Memahami peristiwa dan fenomena sosial dari sudut pandang Sosiologi. Berkisah tentang ekologi manusia Kaldera Toba.

Selanjutnya

Tutup

Travel Story Artikel Utama

Orang Batak dan Budaya Lembahnya

25 September 2016   15:58 Diperbarui: 25 September 2016   20:46 773
+
Laporkan Konten
Laporkan Akun
Kompasiana adalah platform blog.
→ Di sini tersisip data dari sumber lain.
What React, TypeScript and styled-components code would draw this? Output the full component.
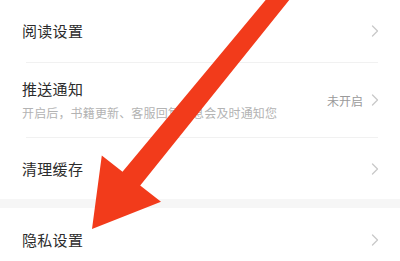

Konten ini menjadi tanggung jawab bloger dan tidak mewakili pandangan redaksi Kompas.
Lihat foto
Bagikan ide kreativitasmu dalam bentuk konten di Kompasiana | Sumber gambar: Freepik

Pernah dengar orang gunung berdiam di pantai? Salah satunya pasti orang Batak. Maksud saya, orang Batak yang tinggal di desa-desa pantai-luar dan pantai-dalam (Samosir) Danau Toba. Mereka adalah komunitas-komunitas berekologi-budaya lembah. Dan itu berarti ekologi budaya sawah. Dengan kata lain, jika merujuk tipologi C. Geertz, komunitas Batak lembah itu adalah pencilan “Indonesia Dalam” (ekologi budaya sawah, tipologi Jawa) di “Indonesia Luar” (ekologi budaya ladang, tipologi Luar Jawa).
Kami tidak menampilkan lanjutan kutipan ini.